Problem description:
Could you write out the records below exactly as they appear, leaving out any pictures?

Dataset content:
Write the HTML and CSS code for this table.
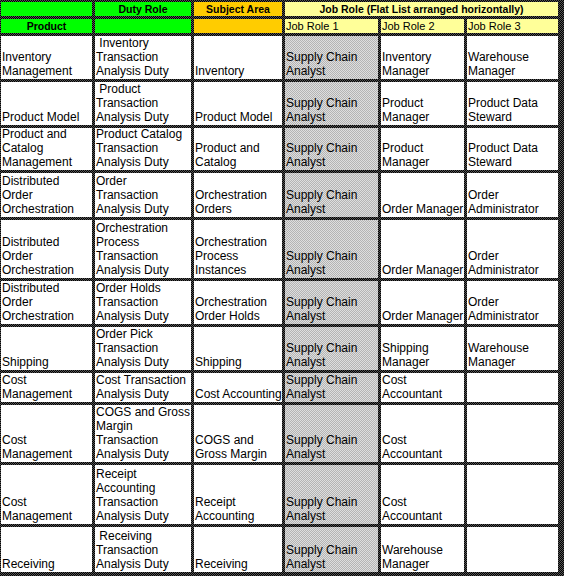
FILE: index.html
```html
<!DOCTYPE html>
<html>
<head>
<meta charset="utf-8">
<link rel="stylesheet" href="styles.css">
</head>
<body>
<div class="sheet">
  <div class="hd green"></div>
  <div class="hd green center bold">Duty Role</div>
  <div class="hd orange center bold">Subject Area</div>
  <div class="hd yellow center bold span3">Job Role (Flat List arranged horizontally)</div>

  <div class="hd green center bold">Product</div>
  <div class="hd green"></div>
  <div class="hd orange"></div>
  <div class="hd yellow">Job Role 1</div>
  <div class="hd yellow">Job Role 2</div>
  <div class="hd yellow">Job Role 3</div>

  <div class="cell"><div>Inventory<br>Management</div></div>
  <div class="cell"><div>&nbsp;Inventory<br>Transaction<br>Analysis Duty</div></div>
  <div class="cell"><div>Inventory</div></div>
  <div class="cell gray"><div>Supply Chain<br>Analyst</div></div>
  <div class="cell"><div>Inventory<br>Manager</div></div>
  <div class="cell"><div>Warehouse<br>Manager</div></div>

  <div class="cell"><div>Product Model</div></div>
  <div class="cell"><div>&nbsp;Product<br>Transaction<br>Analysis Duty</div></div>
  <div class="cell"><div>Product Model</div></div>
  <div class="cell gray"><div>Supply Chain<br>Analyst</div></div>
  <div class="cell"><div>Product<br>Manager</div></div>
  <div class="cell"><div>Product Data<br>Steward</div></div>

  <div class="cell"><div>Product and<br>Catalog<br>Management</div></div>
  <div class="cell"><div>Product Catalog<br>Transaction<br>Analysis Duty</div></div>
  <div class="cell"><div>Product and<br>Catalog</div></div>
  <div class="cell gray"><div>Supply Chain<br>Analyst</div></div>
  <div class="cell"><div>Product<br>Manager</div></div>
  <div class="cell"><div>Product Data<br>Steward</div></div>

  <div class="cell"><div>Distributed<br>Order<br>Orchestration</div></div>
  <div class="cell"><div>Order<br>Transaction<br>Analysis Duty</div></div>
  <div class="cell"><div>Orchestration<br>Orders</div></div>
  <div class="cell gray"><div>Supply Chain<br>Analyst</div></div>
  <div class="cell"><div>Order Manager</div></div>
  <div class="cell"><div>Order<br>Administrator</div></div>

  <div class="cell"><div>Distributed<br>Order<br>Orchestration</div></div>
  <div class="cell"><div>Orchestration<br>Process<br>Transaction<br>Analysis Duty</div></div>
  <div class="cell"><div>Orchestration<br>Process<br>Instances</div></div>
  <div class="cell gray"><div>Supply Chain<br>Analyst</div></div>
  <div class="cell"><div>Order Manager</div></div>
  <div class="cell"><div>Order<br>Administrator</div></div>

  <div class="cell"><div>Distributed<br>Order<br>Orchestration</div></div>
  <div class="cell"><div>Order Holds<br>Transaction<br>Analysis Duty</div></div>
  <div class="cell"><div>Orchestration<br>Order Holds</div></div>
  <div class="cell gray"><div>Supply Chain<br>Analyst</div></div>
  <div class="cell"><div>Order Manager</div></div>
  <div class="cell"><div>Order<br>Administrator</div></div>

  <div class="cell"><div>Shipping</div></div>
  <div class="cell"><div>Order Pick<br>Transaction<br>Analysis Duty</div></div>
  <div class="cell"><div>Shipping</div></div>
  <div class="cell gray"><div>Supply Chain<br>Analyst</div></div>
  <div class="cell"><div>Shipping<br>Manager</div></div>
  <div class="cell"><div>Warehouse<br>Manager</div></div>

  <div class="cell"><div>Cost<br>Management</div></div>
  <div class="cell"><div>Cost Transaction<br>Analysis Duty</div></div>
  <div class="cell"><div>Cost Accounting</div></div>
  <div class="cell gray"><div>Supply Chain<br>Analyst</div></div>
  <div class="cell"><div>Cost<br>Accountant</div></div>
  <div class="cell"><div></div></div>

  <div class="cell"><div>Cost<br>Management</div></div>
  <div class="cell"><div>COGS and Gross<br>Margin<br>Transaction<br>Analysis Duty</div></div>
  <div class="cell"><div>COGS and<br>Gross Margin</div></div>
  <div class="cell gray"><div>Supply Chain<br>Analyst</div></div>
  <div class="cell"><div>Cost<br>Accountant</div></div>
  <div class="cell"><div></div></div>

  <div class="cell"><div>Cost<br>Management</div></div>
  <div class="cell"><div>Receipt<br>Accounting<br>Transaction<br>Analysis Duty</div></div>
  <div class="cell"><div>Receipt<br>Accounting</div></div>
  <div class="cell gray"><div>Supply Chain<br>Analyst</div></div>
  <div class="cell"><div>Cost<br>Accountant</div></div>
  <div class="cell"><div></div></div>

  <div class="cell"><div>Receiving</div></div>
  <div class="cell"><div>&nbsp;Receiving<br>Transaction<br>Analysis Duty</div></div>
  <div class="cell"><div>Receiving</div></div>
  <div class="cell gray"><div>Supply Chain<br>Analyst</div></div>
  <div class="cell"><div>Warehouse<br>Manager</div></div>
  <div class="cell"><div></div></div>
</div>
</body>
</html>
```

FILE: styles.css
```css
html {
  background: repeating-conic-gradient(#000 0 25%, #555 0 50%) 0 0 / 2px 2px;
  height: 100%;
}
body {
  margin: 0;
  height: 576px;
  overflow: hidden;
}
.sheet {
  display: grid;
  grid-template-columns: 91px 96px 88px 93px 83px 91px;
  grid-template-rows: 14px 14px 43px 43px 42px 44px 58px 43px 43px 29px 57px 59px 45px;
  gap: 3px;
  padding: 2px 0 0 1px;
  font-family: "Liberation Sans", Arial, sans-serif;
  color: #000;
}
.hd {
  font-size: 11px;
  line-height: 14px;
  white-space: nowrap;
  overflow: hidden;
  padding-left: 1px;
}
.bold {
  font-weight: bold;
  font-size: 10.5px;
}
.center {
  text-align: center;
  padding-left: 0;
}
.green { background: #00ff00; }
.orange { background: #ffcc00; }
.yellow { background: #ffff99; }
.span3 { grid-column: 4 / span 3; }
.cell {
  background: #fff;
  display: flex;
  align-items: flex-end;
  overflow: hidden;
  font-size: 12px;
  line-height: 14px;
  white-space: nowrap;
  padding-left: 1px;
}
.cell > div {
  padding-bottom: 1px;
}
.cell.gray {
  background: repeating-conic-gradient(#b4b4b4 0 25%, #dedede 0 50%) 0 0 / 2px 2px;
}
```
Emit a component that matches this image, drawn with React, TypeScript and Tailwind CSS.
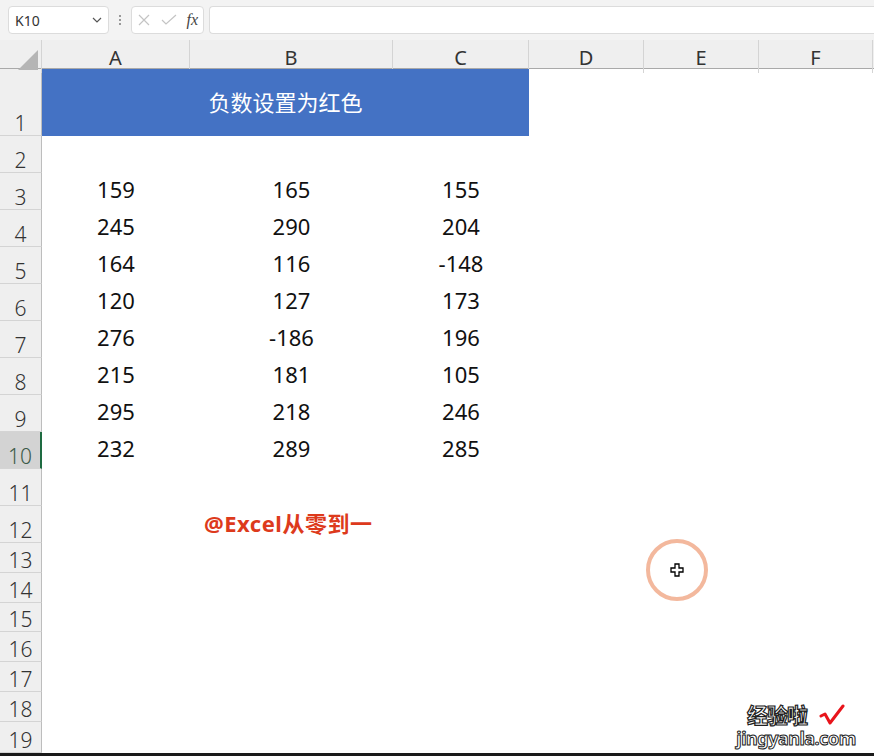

Result of this exercise:
Write the HTML and CSS code for this table.
FILE: index.html
```html
<!DOCTYPE html>
<html>
<head>
<meta charset="utf-8">
<link rel="stylesheet" href="styles.css">
</head>
<body>
<div class="sheet">
  <div class="hd green"></div>
  <div class="hd green center bold">Duty Role</div>
  <div class="hd orange center bold">Subject Area</div>
  <div class="hd yellow center bold span3">Job Role (Flat List arranged horizontally)</div>

  <div class="hd green center bold">Product</div>
  <div class="hd green"></div>
  <div class="hd orange"></div>
  <div class="hd yellow">Job Role 1</div>
  <div class="hd yellow">Job Role 2</div>
  <div class="hd yellow">Job Role 3</div>

  <div class="cell"><div>Inventory<br>Management</div></div>
  <div class="cell"><div>&nbsp;Inventory<br>Transaction<br>Analysis Duty</div></div>
  <div class="cell"><div>Inventory</div></div>
  <div class="cell gray"><div>Supply Chain<br>Analyst</div></div>
  <div class="cell"><div>Inventory<br>Manager</div></div>
  <div class="cell"><div>Warehouse<br>Manager</div></div>

  <div class="cell"><div>Product Model</div></div>
  <div class="cell"><div>&nbsp;Product<br>Transaction<br>Analysis Duty</div></div>
  <div class="cell"><div>Product Model</div></div>
  <div class="cell gray"><div>Supply Chain<br>Analyst</div></div>
  <div class="cell"><div>Product<br>Manager</div></div>
  <div class="cell"><div>Product Data<br>Steward</div></div>

  <div class="cell"><div>Product and<br>Catalog<br>Management</div></div>
  <div class="cell"><div>Product Catalog<br>Transaction<br>Analysis Duty</div></div>
  <div class="cell"><div>Product and<br>Catalog</div></div>
  <div class="cell gray"><div>Supply Chain<br>Analyst</div></div>
  <div class="cell"><div>Product<br>Manager</div></div>
  <div class="cell"><div>Product Data<br>Steward</div></div>

  <div class="cell"><div>Distributed<br>Order<br>Orchestration</div></div>
  <div class="cell"><div>Order<br>Transaction<br>Analysis Duty</div></div>
  <div class="cell"><div>Orchestration<br>Orders</div></div>
  <div class="cell gray"><div>Supply Chain<br>Analyst</div></div>
  <div class="cell"><div>Order Manager</div></div>
  <div class="cell"><div>Order<br>Administrator</div></div>

  <div class="cell"><div>Distributed<br>Order<br>Orchestration</div></div>
  <div class="cell"><div>Orchestration<br>Process<br>Transaction<br>Analysis Duty</div></div>
  <div class="cell"><div>Orchestration<br>Process<br>Instances</div></div>
  <div class="cell gray"><div>Supply Chain<br>Analyst</div></div>
  <div class="cell"><div>Order Manager</div></div>
  <div class="cell"><div>Order<br>Administrator</div></div>

  <div class="cell"><div>Distributed<br>Order<br>Orchestration</div></div>
  <div class="cell"><div>Order Holds<br>Transaction<br>Analysis Duty</div></div>
  <div class="cell"><div>Orchestration<br>Order Holds</div></div>
  <div class="cell gray"><div>Supply Chain<br>Analyst</div></div>
  <div class="cell"><div>Order Manager</div></div>
  <div class="cell"><div>Order<br>Administrator</div></div>

  <div class="cell"><div>Shipping</div></div>
  <div class="cell"><div>Order Pick<br>Transaction<br>Analysis Duty</div></div>
  <div class="cell"><div>Shipping</div></div>
  <div class="cell gray"><div>Supply Chain<br>Analyst</div></div>
  <div class="cell"><div>Shipping<br>Manager</div></div>
  <div class="cell"><div>Warehouse<br>Manager</div></div>

  <div class="cell"><div>Cost<br>Management</div></div>
  <div class="cell"><div>Cost Transaction<br>Analysis Duty</div></div>
  <div class="cell"><div>Cost Accounting</div></div>
  <div class="cell gray"><div>Supply Chain<br>Analyst</div></div>
  <div class="cell"><div>Cost<br>Accountant</div></div>
  <div class="cell"><div></div></div>

  <div class="cell"><div>Cost<br>Management</div></div>
  <div class="cell"><div>COGS and Gross<br>Margin<br>Transaction<br>Analysis Duty</div></div>
  <div class="cell"><div>COGS and<br>Gross Margin</div></div>
  <div class="cell gray"><div>Supply Chain<br>Analyst</div></div>
  <div class="cell"><div>Cost<br>Accountant</div></div>
  <div class="cell"><div></div></div>

  <div class="cell"><div>Cost<br>Management</div></div>
  <div class="cell"><div>Receipt<br>Accounting<br>Transaction<br>Analysis Duty</div></div>
  <div class="cell"><div>Receipt<br>Accounting</div></div>
  <div class="cell gray"><div>Supply Chain<br>Analyst</div></div>
  <div class="cell"><div>Cost<br>Accountant</div></div>
  <div class="cell"><div></div></div>

  <div class="cell"><div>Receiving</div></div>
  <div class="cell"><div>&nbsp;Receiving<br>Transaction<br>Analysis Duty</div></div>
  <div class="cell"><div>Receiving</div></div>
  <div class="cell gray"><div>Supply Chain<br>Analyst</div></div>
  <div class="cell"><div>Warehouse<br>Manager</div></div>
  <div class="cell"><div></div></div>
</div>
</body>
</html>
```

FILE: styles.css
```css
html {
  background: repeating-conic-gradient(#000 0 25%, #555 0 50%) 0 0 / 2px 2px;
  height: 100%;
}
body {
  margin: 0;
  height: 576px;
  overflow: hidden;
}
.sheet {
  display: grid;
  grid-template-columns: 91px 96px 88px 93px 83px 91px;
  grid-template-rows: 14px 14px 43px 43px 42px 44px 58px 43px 43px 29px 57px 59px 45px;
  gap: 3px;
  padding: 2px 0 0 1px;
  font-family: "Liberation Sans", Arial, sans-serif;
  color: #000;
}
.hd {
  font-size: 11px;
  line-height: 14px;
  white-space: nowrap;
  overflow: hidden;
  padding-left: 1px;
}
.bold {
  font-weight: bold;
  font-size: 10.5px;
}
.center {
  text-align: center;
  padding-left: 0;
}
.green { background: #00ff00; }
.orange { background: #ffcc00; }
.yellow { background: #ffff99; }
.span3 { grid-column: 4 / span 3; }
.cell {
  background: #fff;
  display: flex;
  align-items: flex-end;
  overflow: hidden;
  font-size: 12px;
  line-height: 14px;
  white-space: nowrap;
  padding-left: 1px;
}
.cell > div {
  padding-bottom: 1px;
}
.cell.gray {
  background: repeating-conic-gradient(#b4b4b4 0 25%, #dedede 0 50%) 0 0 / 2px 2px;
}
```
Emit a component that matches this image, drawn with React, TypeScript and Tailwind CSS.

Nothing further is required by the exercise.